Tuesday, June 14, 2011

Worst pet peeve

I really hate it when I find graffiti and vandalism in the wilderness. It's really narcissistic and shows disrespect when you scratch your name and date in a wall. What if every hiker pecked their name into the rock? Really, who will recognize your name and truly care if you were there? Take a picture of the rock for crying out loud. Markings like that take away from the natural beauty of the rocks and their features. The sad part is, most graffiti is labeled as a "historic resource" after about fifty years. The "50 year rule" generally applies to all graffiti, trash, and anything else that is not native to the land. Ridiculous.


In this picture, Clyde, Joe, and Albert scrawled their names right over the native american pictographs. Dumb.
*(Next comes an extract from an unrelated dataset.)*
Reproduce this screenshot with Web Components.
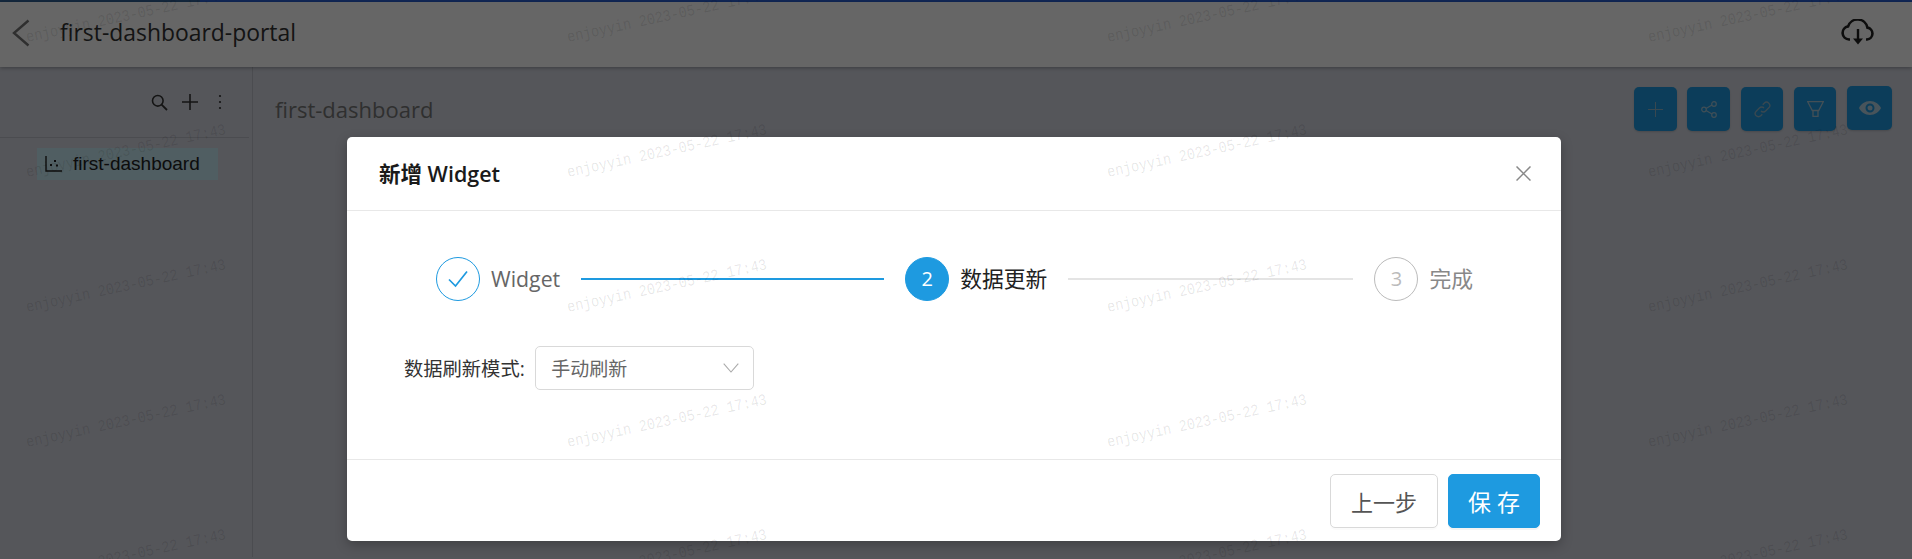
<!DOCTYPE html>
<html lang="zh"><head><meta charset="utf-8"><title>first-dashboard-portal</title>
<style>
html,body{margin:0;padding:0;height:559px;overflow:hidden;background:#d4d7e1;font-family:"Open Sans","Noto Sans CJK SC",sans-serif}
</style></head><body>
<dash-page>
  <dash-header slot="header" title-text="first-dashboard-portal"></dash-header>
  <dash-sidebar slot="side" item="first-dashboard"></dash-sidebar>
  <dash-main slot="main" title-text="first-dashboard"></dash-main>
  <modal-dialog slot="modal" heading="新增 Widget">
    <step-bar>
      <step-item state="done" label="Widget"></step-item>
      <step-line state="done" w="303"></step-line>
      <step-item state="active" num="2" label="数据更新"></step-item>
      <step-line w="285"></step-line>
      <step-item state="wait" num="3" label="完成"></step-item>
    </step-bar>
    <form-row label="数据刷新模式:"><select-box value="手动刷新"></select-box></form-row>
    <flat-button slot="footer">上一步</flat-button>
    <flat-button slot="footer" primary>保 存</flat-button>
  </modal-dialog>
  <water-mark slot="wm"></water-mark>
</dash-page>
<script>
function def(name, css, html, init){
  customElements.define(name, class extends HTMLElement{
    constructor(){super();this.attachShadow({mode:'open'});}
    connectedCallback(){
      const a=k=>this.getAttribute(k)||'';
      this.shadowRoot.innerHTML='<style>'+css+'</style>'+(typeof html==='function'?html(a,this):html);
      if(init)init(this.shadowRoot,a,this);
    }
  });
}
const I=(w,h,vb,body,extra)=>`<svg width="${w}" height="${h}" viewBox="${vb}" fill="none" stroke="currentColor" ${extra||''}>${body}</svg>`;

def('dash-page',`
:host{display:block;position:relative;width:1912px;height:559px;overflow:hidden}
.top{height:2px;display:flex}.top i{display:block;width:200px;background:#32649a}.top b{display:block;flex:1;background:#2a62d8}
.body{display:flex;height:490px}
.mask{position:absolute;inset:0;background:rgba(0,0,0,.6);padding:137px 0 0 347px;box-sizing:border-box}
`,`<div class="top"><i></i><b></b></div><slot name="header"></slot><div class="body"><slot name="side"></slot><slot name="main"></slot></div><div class="mask"><slot name="modal"></slot></div><slot name="wm"></slot>`);

def('dash-header',`
:host{display:flex;align-items:center;height:65px;background:#fff;box-shadow:0 1px 4px rgba(0,0,0,.3);position:relative;color:#333;padding:0 37px 0 12px;box-sizing:border-box}
svg{display:block}
.t{font-size:22.900px;margin-left:30px;flex:1;line-height:30px;margin-top:-3px}
.back{color:#777;margin-top:-4px}
.cloud{color:#222;margin-top:-6px}
`,a=>`<span class="back">${I(18,28,'0 0 18 28','<path d="M16.500 1.500 2 14l14.500 12.500" stroke-width="2.400"/>')}</span><span class="t">${a('title-text')}</span>
<span class="cloud">${I(34,26,'0 0 34 26','<path d="M9 20.500H8a6.600 6.600 0 0 1-.9-13.100A10 10 0 0 1 26.400 8.600a6 6 0 0 1-.4 11.900h-1" stroke-width="2.600"/><path d="M17 10v11" stroke-width="2.400"/><path d="M12 19.500h10L17 25.500z" fill="currentColor" stroke="none"/>')}</span>`);

def('dash-sidebar',`
:host{display:block;width:253px;box-sizing:border-box;border-right:1px solid #bcbfc9;color:#333}
.tools{height:71px;box-sizing:border-box;margin-right:3px;border-bottom:1px solid #bcbfc9;display:flex;justify-content:flex-end;align-items:flex-start;padding:27px 27px 0 0}
svg{display:block}
.tools span{display:block}
.s{margin-right:14px}.p{margin-right:20px}
.item{margin:10px 34px 0 37px;height:32px;background:#c8eaf5;display:flex;align-items:center;font:19px/32px "Liberation Sans",sans-serif;padding-left:8px;color:#222}
.item svg{margin-right:11px}
`,a=>`<div class="tools"><span class="s">${I(17,17,'0 0 17 17','<circle cx="6.800" cy="6.800" r="5.300" stroke-width="1.600"/><path d="M10.600 10.600 16 16" stroke-width="1.800"/>')}</span><span class="p">${I(16,16,'0 0 16 16','<path d="M8 0v16M0 8h16" stroke-width="1.600"/>')}</span><span>${I(4,16,'0 0 4 16','<circle cx="2" cy="2" r="1.100" fill="currentColor" stroke="none"/><circle cx="2" cy="8" r="1.100" fill="currentColor" stroke="none"/><circle cx="2" cy="14" r="1.100" fill="currentColor" stroke="none"/>')}</span></div>
<div class="item">${I(17,16,'0 0 17 16','<path d="M1 0v15h16" stroke-width="1.400"/><g fill="currentColor" stroke="none"><rect x="5" y="8" width="2" height="2"/><rect x="9" y="4" width="2" height="2"/><rect x="11" y="8.500" width="2" height="2"/></g>')}${a('item')}</div>`);

def('dash-main',`
:host{display:flex;flex:1;justify-content:space-between;align-items:flex-start;padding:20px 20px 0 22px;box-sizing:border-box;color:#777}
.t{font-size:22px;line-height:36px;margin-top:4px}
.btns{display:flex;align-items:flex-start}
`,a=>`<div class="t">${a('title-text')}</div><div class="btns">
<icon-btn w="43"><svg width="15" height="15" viewBox="0 0 15 15" stroke="#8fb3c8" fill="none"><path d="M7.500 0v15M0 7.500h15"/></svg></icon-btn>
<icon-btn w="43" ml="10"><svg width="16" height="17" viewBox="0 0 16 17" stroke="#9fc3d8" fill="none" stroke-width="1.200"><circle cx="3" cy="8.500" r="2.300"/><circle cx="13" cy="3" r="2.300"/><circle cx="13" cy="14" r="2.300"/><path d="M5 7.400 11 4M5 9.600 11 13"/></svg></icon-btn>
<icon-btn w="42" ml="11"><svg width="17" height="17" viewBox="0 0 17 17" stroke="#8fb3c8" fill="none" stroke-width="1.300"><path d="M7 10a3.200 3.200 0 0 0 4.600 0l3.200-3.200a3.200 3.200 0 0 0-4.600-4.600L8.700 3.700"/><path d="M10 7a3.200 3.200 0 0 0-4.600 0L2.200 10.200a3.200 3.200 0 0 0 4.600 4.600l1.500-1.500"/></svg></icon-btn>
<icon-btn w="42" ml="11"><svg width="17" height="16" viewBox="0 0 17 16" stroke="#a8c6d8" fill="none" stroke-width="1.300"><path d="M.7.700h15.600l-4.600 8.800H5.300zM6 9.500h5v5.800H6z"/></svg></icon-btn>
<icon-btn w="45" ml="11" up><svg width="22" height="14" viewBox="0 0 22 14"><path fill-rule="evenodd" fill="#b5d2e3" d="M11 0c5 0 9 3 11 7-2 4-6 7-11 7S2 11 0 7c2-4 6-7 11-7zm0 2.500a4.500 4.500 0 1 0 0 9 4.500 4.500 0 0 0 0-9zm0 2a2.500 2.500 0 1 1 0 5 2.500 2.500 0 0 1 0-5z"/></svg></icon-btn></div>`);

def('icon-btn',`
:host{display:flex;align-items:center;justify-content:center;height:44px;box-sizing:border-box;background:#1e9ae0;border-radius:5px;box-shadow:0 1px 2px rgba(0,0,0,.15)}
svg{display:block}`,`<slot></slot>`,(r,a,h)=>{h.style.width=a('w')+'px';if(a('ml'))h.style.marginLeft=a('ml')+'px';if(h.hasAttribute('up'))h.style.marginTop='-1px';});

def('modal-dialog',`
:host{display:flex;width:1214px;height:404px;background:#fff;border-radius:5px;box-shadow:0 4px 12px rgba(0,0,0,.25);flex-direction:column;overflow:hidden}
header{height:74px;box-sizing:border-box;border-bottom:1px solid #e8e8e8;display:flex;align-items:center;justify-content:space-between;padding:0 30px 0 32px;font-size:21.500px;color:#1a1a1a;font-weight:600}
header span{position:relative;top:-1px}
.b{flex:1;height:0;min-height:248px}
footer{height:82px;box-sizing:border-box;border-top:1px solid #e8e8e8;display:flex;justify-content:flex-end;align-items:flex-start;padding:14px 21px 0 0;gap:10px}
svg{display:block;color:#888}
`,a=>`<header><span>${a('heading')}</span>${I(15,15,'0 0 15 15','<path d="M.5.500l14 14M14.500.500l-14 14" stroke-width="1.500"/>')}</header><div class="b"><slot></slot></div><footer><slot name="footer"></slot></footer>`);

def('step-bar',`:host{display:flex;align-items:center;padding:46px 0 0 89px}`,`<slot></slot>`);
def('step-item',`
:host{display:flex;align-items:center;height:44px;font-size:21.300px;line-height:44px;font-family:"Open Sans","Noto Sans CJK SC",sans-serif}
.c{width:44px;height:44px;border-radius:50%;box-sizing:border-box;display:flex;align-items:center;justify-content:center;font-size:20px;margin-right:11px;border:1px solid #1e9ae0;color:#1e9ae0}
svg{display:block}
:host([state=done]){color:#666}
:host([state=active]){color:#222}
:host([state=active]) .c{background:#1e9ae0;color:#fff}
:host([state=wait]){color:#888}
:host([state=wait]) .c{border-color:#bbb;color:#bbb}
.l.cj{font-size:21.800px}
`,a=>`<div class="c">${a('state')==='done'?I(20,18,'0 0 20 18','<path d="M1 9.500 7.500 16 19 1.500" stroke-width="1.700"/>'):a('num')}</div><div class="l ${a('label')==='Widget'?'':'cj'}">${a('label')}</div>`);
def('step-line',`:host{display:block;height:2px;margin:0 21px 0 21px;background:#e4e4e4}:host([state=done]){background:#1e9ae0}`,``,(r,a,h)=>{h.style.width=a('w')+'px'});

def('form-row',`
:host{display:flex;align-items:center;margin:45px 0 0 57px;font-size:19.300px;color:#333}
.l{margin-right:10.500px}`,a=>`<span class="l">${a('label')}</span><slot></slot>`);
def('select-box',`
:host{display:flex;align-items:center;justify-content:space-between;width:219px;height:44px;box-sizing:border-box;border:1px solid #d9d9d9;border-radius:5px;padding:0 14px 0 15px;font-size:19px;color:#666;background:#fff}
svg{display:block;color:#aaa}`,a=>`<span>${a('value')}</span>${I(16,10,'0 0 16 10','<path d="M.7.700 8 9 15.300.700" stroke-width="1.100"/>')}`);
def('flat-button',`
:host{display:flex;align-items:center;justify-content:center;height:54px;width:108px;box-sizing:border-box;border:1px solid #d9d9d9;border-radius:5px;font-size:22px;color:#555;background:#fff;box-shadow:0 2px 0 rgba(0,0,0,.015)}
:host([primary]){width:92px;background:#1e9ae0;border-color:#1e9ae0;color:#fff;font-size:23px;box-shadow:0 2px 0 rgba(0,0,0,.045)}`,`<slot></slot>`);

def('water-mark',`
:host{display:block;position:absolute;inset:0;pointer-events:none;overflow:hidden;font-family:"Liberation Mono",monospace}
span{position:absolute;white-space:pre;transform-origin:0 100%;line-height:1}
.a{font-size:16px;transform:rotate(-12.200deg) scaleX(.85);color:rgba(0,0,0,.1)}
.b{font-size:16.800px;color:rgba(0,0,0,.025)}
`,()=>{
  let s='';
  for(const x of [28,569,1109,1650]) for(const y of [46,181,316,451,586])
    s+=`<span class="a" style="left:${x}px;top:${y-16}px">enjoyyin 2023-05-22 17:43</span>`;
  const rows={110:[58,203,348,493],415:[15,160,303,450],718:[15,160,303,450],1020:[15,158,303,450],1322:[15,158,303,450],1622:[37,177,320,465]};
  for(const x in rows) for(const y of rows[x])
    s+=`<span class="b" style="left:${x}px;top:${y-9}px">xinyunzhou 2023-05-22</span>`;
  return s;
});
</script></body></html>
The Needles, Canyonlands. Mountains of untouched crypto. You don't find too much of this in Arches.
This is what I love: beautifully pristine wilderness with no sign that any other human being was there before you. I took this picture while backpacking with Ivy. Only a narrow trail led our way through the desert.

Tuesday, June 7, 2011

Wildfire

There was a wildfire in the wetlands on Monday. It came really close to the west side of town, where I live at the World Wide warehouse and the Hazlett's house. It was about 5pm when I noticed ash falling into the warehouse yard and was about to jump on top of the roof to see if I could see any flames. Ken Bishoff from the county Search & Rescue walked into the yard and told us that they're encouraging evacuation. A few of the guides and I walked down the Hazlett's house and prepared to help spray trees down if it got any closer. There were 50mph gusts spreading the flames, and it got really close to a few houses before the winds died down and the firefighters got it under control.

A view from the Hazlett's yard. Click to see a report on KSL.

Horseshoe Canyon

Last weekend my dad and I took off to the San Rafael Swell. We started in Horseshoe Canyon, a deep canyon filled with incredible pictographs, known as the Great Gallery. The trail meandered through a sandy and rocky wash in the shadows of the towering walls and the cottonwood trees. There were small pools in the wash where thousands of little tadpoles and water skippers swam. The red pictographs rose high on the cliffs, obviously painted in a time when the canyon floor was higher. Some figures were close together with triangular bodies, and some had limbs wielding weapons.
Part of the Great Gallery panel
Little friend on the trail
On the way back we stopped at Chaffin Ranch Geyser. Who knew there was a geyser in the middle of the desert?! It was an old drill hole that spouts carbon dioxide and water filled with minerals twenty feet in the air. We were there when it blew, and it went on for about fifteen minutes. The ground all around the cold-water geyser is covered with hardened layers of minerals that turn everything a brownish-orange color. An old wagon wheel and wood beams laid close by, slowly petrifying. It was incredible.




Thanks, dad!

If I told you

where this place is, I'd have to kill you. I'll give you a hint though, it's in Arches. It was cool to hike to something not well-known in such a high-traffic national park. I love discovering the wild and weird; the esoteric places of Moab.